● Exercise material

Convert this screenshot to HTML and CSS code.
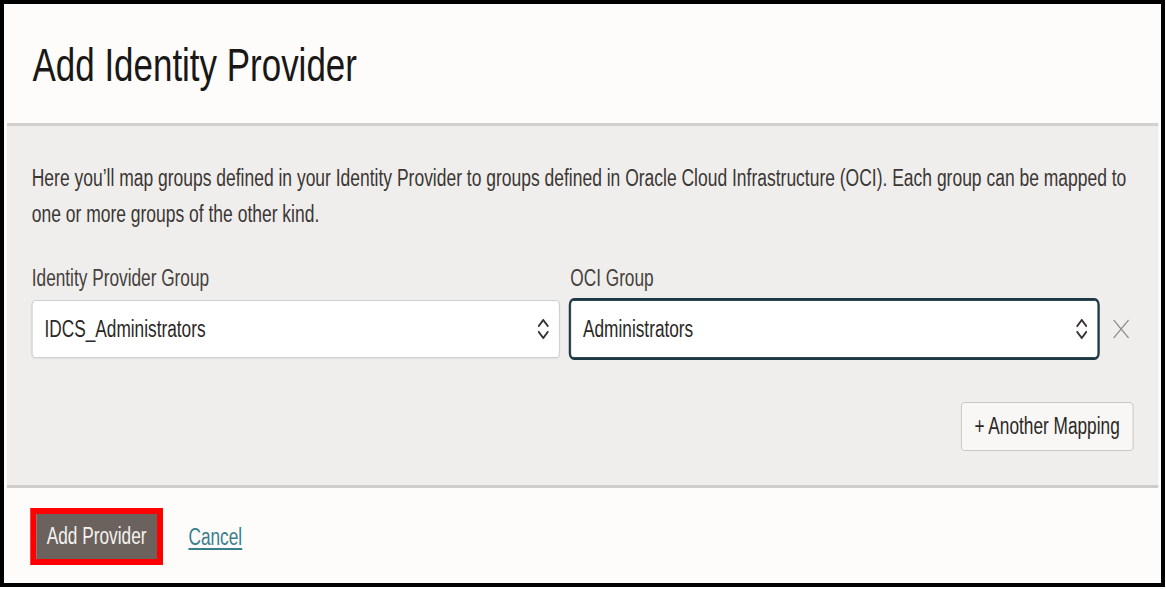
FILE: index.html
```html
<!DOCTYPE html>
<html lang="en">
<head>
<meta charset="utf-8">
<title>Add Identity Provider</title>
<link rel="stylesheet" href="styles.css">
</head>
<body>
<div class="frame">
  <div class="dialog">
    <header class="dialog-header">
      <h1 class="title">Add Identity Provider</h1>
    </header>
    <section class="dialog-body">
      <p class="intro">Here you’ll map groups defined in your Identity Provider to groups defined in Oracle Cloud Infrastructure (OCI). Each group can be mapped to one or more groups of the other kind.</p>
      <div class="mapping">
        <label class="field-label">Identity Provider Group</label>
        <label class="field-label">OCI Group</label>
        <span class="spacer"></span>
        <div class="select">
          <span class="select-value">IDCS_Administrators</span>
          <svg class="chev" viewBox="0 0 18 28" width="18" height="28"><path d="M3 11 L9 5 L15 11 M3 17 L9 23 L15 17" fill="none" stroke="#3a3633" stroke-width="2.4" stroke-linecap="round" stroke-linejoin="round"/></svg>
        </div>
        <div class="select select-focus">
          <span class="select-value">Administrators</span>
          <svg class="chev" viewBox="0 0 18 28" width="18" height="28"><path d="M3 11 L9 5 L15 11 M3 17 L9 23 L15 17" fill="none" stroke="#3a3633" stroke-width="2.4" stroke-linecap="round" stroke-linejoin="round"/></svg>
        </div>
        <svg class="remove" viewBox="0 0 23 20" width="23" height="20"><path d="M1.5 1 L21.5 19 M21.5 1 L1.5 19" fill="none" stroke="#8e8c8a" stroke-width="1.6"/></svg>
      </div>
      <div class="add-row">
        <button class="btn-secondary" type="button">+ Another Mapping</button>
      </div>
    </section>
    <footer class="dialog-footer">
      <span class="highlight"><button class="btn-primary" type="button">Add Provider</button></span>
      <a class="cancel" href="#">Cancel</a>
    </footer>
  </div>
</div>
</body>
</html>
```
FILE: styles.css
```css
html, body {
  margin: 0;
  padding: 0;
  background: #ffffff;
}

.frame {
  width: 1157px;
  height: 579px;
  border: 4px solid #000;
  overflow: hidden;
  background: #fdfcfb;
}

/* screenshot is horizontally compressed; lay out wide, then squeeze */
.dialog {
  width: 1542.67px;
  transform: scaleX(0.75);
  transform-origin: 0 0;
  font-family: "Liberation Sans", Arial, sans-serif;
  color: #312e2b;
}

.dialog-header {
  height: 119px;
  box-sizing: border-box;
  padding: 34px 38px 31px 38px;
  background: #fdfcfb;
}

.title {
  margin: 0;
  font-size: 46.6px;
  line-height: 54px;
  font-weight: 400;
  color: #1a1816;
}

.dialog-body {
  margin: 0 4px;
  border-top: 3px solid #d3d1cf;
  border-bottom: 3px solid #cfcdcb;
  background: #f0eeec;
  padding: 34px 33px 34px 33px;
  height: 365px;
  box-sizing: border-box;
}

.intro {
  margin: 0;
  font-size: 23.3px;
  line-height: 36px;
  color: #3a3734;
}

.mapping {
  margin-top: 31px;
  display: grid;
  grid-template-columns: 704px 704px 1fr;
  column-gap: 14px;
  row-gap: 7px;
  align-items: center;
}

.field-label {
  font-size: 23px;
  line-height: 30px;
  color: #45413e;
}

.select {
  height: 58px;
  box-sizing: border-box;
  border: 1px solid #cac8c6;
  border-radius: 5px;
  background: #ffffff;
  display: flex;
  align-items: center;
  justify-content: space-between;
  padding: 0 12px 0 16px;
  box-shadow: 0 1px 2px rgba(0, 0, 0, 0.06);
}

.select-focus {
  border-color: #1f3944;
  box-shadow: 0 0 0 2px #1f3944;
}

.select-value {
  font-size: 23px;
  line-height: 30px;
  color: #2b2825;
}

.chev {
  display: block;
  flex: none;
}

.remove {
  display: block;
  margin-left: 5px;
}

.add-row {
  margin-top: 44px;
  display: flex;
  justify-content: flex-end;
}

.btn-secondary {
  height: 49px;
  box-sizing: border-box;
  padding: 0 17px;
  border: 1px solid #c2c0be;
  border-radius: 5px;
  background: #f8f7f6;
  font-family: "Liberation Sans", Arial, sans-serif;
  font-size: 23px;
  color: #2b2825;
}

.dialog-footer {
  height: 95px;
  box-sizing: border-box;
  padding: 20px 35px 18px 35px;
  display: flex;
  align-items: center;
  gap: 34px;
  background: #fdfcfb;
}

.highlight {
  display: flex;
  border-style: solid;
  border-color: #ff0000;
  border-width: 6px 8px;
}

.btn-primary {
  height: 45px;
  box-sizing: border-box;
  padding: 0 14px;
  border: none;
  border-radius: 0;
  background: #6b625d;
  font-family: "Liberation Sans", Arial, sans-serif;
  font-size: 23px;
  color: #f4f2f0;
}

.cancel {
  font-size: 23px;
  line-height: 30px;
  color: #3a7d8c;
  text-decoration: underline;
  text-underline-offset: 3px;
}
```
---
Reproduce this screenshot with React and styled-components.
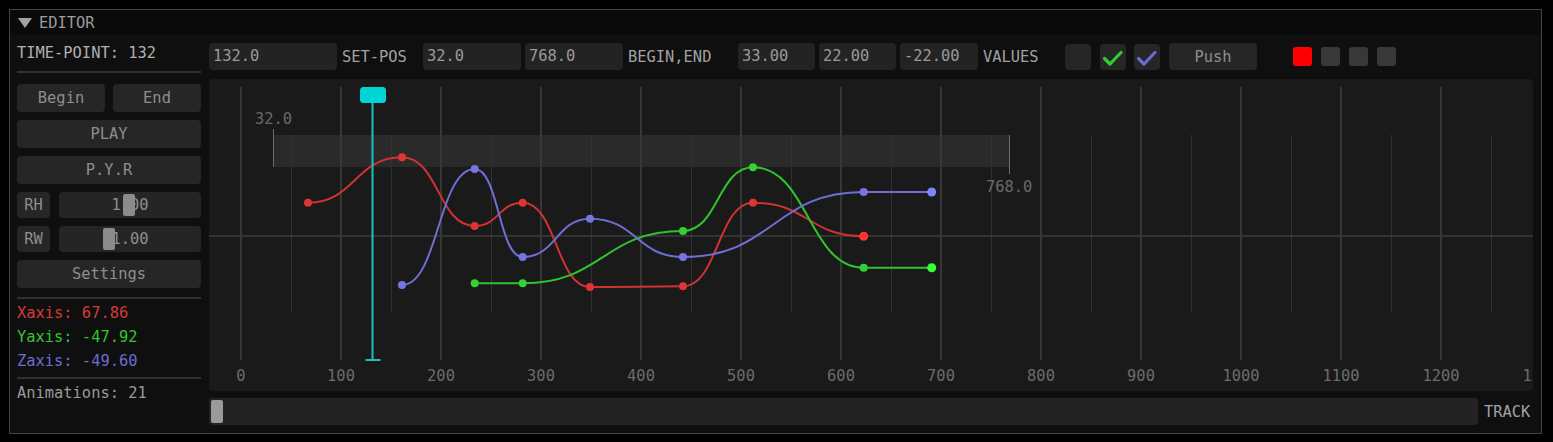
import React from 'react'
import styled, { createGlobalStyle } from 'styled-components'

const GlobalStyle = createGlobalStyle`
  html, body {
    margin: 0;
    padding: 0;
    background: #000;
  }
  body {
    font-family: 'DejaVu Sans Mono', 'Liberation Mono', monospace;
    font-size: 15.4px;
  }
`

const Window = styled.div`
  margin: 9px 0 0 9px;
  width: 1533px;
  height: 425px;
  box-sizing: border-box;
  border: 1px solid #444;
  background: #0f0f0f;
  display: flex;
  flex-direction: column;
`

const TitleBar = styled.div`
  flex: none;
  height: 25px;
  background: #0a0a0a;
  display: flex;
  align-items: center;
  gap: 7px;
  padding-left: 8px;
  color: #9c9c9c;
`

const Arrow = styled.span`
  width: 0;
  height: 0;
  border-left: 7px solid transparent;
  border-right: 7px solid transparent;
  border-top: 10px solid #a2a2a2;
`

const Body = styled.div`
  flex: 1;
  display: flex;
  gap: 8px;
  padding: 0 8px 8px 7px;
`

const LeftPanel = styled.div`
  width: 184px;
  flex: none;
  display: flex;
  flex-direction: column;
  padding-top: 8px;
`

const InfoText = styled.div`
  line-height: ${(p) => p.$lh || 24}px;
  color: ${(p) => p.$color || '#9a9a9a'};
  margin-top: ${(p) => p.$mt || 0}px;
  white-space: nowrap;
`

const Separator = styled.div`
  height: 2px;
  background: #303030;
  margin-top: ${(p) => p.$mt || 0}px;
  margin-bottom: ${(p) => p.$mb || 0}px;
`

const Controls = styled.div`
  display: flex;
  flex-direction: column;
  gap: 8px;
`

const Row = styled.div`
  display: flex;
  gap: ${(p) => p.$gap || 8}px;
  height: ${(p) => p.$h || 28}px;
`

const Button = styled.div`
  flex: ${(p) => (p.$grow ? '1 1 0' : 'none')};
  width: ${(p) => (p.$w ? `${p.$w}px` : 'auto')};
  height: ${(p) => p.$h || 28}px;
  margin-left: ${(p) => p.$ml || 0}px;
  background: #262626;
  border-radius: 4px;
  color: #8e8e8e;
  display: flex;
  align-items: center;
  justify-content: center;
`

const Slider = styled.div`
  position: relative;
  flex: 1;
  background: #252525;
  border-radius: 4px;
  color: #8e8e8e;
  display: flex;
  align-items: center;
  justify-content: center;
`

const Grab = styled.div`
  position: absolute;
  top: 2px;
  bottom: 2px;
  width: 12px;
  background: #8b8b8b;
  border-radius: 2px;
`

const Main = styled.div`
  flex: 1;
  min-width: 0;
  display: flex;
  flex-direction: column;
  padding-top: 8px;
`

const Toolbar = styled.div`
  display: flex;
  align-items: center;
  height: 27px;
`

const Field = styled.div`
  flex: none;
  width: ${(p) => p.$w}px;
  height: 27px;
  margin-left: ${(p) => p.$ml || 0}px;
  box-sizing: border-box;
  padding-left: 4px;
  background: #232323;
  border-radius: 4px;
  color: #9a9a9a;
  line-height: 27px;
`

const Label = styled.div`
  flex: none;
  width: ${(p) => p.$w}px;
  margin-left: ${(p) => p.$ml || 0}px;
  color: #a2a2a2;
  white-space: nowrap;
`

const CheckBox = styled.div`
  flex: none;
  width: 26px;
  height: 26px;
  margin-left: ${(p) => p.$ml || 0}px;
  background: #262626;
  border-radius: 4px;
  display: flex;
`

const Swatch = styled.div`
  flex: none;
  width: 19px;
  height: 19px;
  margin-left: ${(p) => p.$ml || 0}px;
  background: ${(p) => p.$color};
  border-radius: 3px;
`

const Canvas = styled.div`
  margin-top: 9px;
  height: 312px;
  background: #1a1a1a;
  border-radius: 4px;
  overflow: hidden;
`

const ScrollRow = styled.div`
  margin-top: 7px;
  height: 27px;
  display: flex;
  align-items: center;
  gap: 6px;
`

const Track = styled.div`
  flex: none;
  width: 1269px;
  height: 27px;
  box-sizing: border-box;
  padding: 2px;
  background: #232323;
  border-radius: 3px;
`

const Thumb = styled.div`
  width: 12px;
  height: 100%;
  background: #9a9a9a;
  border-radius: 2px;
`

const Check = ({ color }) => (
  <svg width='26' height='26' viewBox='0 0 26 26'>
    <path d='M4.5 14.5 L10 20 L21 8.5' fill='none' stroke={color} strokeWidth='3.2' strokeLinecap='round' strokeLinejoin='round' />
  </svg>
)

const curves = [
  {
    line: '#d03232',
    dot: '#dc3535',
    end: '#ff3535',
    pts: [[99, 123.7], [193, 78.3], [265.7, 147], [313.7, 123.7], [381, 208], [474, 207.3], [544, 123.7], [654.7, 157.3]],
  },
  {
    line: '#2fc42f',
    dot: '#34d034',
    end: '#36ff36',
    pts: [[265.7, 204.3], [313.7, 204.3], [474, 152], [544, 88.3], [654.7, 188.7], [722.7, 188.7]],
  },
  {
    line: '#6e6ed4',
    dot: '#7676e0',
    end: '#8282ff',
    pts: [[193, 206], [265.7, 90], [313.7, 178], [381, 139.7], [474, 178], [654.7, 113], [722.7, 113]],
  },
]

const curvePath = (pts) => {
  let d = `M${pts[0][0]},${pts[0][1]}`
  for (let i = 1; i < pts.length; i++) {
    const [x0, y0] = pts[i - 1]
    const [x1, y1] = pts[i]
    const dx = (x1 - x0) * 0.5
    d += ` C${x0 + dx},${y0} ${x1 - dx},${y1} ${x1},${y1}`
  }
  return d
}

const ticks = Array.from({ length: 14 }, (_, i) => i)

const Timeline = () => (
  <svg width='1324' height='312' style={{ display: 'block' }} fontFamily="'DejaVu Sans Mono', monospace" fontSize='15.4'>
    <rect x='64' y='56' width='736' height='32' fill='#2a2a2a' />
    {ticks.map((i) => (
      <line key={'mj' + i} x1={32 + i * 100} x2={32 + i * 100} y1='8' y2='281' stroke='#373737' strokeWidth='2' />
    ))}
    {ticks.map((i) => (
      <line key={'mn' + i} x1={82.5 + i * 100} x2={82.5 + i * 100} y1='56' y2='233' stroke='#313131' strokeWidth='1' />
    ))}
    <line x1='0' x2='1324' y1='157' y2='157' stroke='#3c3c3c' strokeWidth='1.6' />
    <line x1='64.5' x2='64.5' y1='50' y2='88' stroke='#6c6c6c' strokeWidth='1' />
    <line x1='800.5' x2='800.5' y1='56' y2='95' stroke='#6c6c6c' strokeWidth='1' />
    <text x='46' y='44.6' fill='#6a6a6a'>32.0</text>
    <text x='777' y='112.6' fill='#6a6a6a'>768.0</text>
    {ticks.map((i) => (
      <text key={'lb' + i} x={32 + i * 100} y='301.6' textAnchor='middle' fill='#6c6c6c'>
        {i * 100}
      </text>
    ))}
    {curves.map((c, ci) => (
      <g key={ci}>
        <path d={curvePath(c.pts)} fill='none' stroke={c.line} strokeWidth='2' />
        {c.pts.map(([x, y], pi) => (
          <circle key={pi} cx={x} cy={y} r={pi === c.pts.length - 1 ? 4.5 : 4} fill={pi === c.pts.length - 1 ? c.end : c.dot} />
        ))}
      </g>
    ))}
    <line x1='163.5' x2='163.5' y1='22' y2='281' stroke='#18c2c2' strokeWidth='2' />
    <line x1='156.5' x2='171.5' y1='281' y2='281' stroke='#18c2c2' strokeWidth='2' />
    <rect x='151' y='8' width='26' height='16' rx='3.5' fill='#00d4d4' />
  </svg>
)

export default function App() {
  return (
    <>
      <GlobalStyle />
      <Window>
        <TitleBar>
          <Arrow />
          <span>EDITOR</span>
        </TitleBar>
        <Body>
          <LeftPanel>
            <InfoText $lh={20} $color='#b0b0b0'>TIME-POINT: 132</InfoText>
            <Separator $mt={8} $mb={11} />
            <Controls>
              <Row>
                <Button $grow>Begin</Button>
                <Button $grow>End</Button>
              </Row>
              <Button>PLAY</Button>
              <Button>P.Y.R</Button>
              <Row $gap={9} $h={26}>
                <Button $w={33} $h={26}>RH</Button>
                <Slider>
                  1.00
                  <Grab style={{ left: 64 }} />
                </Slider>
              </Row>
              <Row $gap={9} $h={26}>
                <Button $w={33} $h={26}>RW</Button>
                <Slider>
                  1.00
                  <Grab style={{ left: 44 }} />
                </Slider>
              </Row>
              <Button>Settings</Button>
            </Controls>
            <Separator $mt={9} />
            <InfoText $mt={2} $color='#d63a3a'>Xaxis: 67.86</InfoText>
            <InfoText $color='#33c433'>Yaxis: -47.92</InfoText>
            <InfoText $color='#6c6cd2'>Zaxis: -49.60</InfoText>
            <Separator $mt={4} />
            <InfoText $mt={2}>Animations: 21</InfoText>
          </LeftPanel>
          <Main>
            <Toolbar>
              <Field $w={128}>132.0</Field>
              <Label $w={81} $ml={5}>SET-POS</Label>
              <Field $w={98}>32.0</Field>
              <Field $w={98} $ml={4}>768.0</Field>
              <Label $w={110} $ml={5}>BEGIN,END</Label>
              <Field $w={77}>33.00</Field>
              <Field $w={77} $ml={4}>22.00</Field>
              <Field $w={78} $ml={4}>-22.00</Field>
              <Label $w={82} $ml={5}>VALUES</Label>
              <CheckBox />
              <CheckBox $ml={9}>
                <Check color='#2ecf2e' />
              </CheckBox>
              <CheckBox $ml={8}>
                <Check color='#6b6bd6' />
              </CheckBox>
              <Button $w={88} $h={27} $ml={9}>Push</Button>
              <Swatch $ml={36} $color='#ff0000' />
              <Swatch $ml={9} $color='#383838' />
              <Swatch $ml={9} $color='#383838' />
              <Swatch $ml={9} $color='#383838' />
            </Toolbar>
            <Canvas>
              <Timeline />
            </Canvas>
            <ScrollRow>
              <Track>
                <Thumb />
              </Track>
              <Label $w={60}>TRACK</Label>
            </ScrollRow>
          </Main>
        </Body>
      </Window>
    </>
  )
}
--
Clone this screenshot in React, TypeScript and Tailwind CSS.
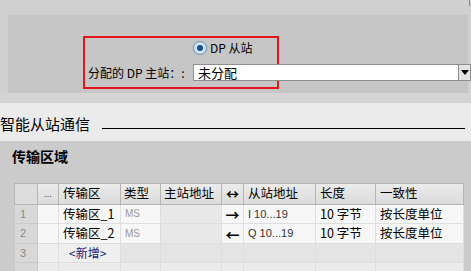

● What is expected
Using the listing above, return all lines where the word "components" occurs.

● Exercise response
Reproduce this screenshot with React and styled-components.
import styled, { createGlobalStyle } from 'styled-components'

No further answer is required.